■ Task requirements
Which lines include the word "that"? Copy each of them.

■ Given material
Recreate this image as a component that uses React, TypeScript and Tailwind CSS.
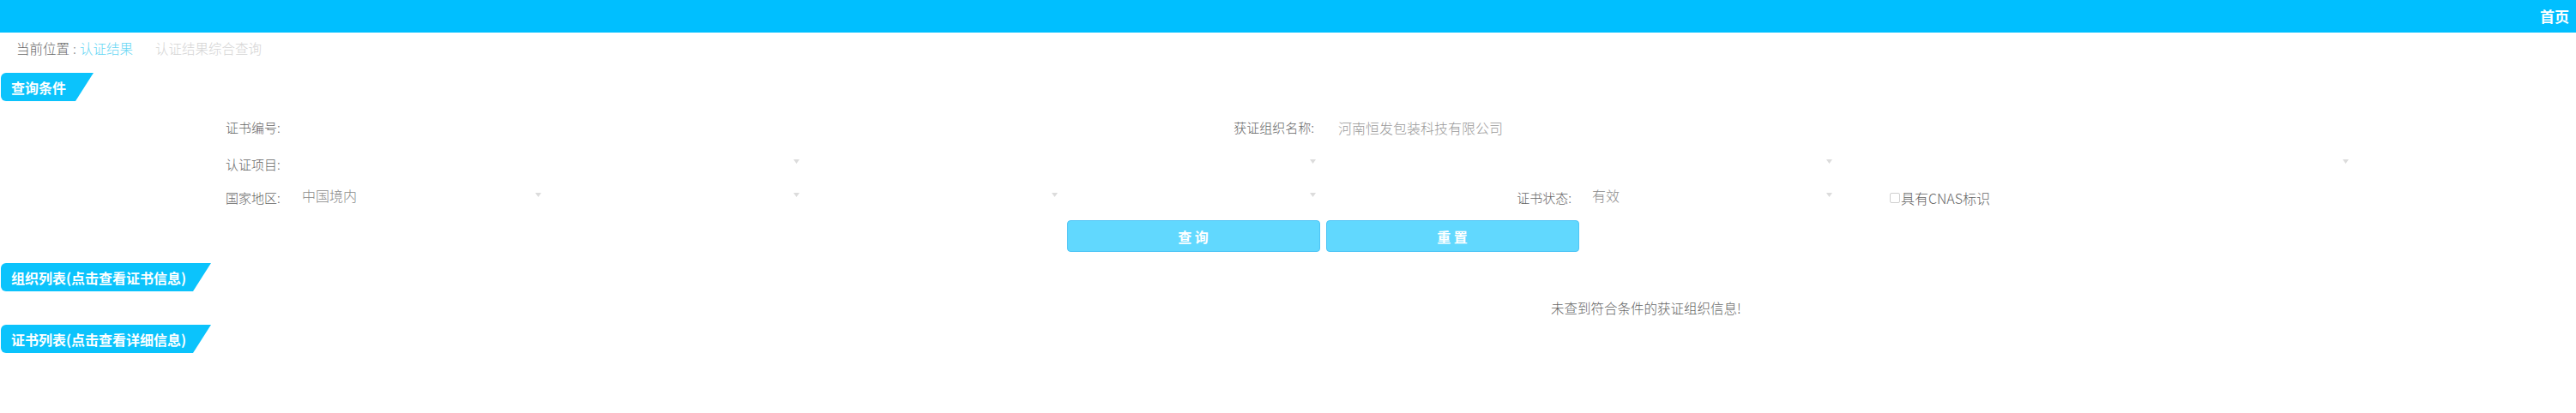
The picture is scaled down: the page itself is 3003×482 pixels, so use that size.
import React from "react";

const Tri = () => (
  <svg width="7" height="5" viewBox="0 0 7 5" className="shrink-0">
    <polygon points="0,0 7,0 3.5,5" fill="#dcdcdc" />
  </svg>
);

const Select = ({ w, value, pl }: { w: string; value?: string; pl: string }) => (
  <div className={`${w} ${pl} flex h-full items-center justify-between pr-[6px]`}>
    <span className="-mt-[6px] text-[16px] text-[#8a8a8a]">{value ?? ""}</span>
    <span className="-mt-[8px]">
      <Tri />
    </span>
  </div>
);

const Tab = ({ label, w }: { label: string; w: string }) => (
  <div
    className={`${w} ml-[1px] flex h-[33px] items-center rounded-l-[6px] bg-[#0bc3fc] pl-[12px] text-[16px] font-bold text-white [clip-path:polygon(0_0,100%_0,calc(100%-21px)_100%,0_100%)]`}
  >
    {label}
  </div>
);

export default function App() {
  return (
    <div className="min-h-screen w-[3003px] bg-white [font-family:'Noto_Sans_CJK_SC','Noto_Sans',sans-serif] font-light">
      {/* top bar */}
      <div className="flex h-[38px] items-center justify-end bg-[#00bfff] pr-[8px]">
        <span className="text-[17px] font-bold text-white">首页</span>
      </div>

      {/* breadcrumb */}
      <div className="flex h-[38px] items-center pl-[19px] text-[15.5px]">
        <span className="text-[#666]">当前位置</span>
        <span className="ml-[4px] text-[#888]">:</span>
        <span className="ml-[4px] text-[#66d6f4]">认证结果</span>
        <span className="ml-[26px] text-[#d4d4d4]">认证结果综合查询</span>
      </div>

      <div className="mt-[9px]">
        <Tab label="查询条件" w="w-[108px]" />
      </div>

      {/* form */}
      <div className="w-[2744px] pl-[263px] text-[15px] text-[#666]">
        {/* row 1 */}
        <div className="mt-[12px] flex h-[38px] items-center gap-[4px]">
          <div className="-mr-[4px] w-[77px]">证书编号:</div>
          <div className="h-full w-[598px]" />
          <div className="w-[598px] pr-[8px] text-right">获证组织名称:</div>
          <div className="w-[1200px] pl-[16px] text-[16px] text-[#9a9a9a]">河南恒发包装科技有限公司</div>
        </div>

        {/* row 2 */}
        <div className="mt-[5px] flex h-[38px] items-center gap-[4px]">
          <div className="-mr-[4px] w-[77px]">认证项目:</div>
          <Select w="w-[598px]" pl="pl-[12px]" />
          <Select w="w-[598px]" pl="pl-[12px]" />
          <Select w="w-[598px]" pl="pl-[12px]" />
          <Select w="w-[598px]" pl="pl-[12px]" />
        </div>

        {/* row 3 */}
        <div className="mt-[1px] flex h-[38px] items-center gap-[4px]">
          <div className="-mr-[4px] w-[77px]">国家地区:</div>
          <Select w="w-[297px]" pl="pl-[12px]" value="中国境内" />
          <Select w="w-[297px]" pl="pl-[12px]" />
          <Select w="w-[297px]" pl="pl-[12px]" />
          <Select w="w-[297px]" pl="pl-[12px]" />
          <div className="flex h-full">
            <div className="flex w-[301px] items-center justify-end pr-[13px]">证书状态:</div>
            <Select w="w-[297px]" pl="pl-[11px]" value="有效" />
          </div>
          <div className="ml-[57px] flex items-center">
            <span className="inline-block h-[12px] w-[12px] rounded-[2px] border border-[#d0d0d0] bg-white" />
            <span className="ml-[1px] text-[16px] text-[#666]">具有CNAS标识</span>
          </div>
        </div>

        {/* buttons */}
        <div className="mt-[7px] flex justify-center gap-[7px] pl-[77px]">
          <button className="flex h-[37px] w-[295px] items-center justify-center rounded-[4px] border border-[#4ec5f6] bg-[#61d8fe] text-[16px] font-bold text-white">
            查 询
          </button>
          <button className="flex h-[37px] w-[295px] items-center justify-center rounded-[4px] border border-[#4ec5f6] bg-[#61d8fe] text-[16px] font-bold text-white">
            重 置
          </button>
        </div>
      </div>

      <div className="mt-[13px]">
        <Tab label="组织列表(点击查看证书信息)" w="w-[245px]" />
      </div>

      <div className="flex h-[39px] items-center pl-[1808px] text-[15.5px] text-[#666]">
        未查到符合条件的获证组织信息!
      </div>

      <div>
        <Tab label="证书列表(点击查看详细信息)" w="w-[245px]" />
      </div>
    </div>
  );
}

■ Result of this task
Recreate this image as a component that uses React, TypeScript and Tailwind CSS.
The picture is scaled down: the page itself is 3003×482 pixels, so use that size.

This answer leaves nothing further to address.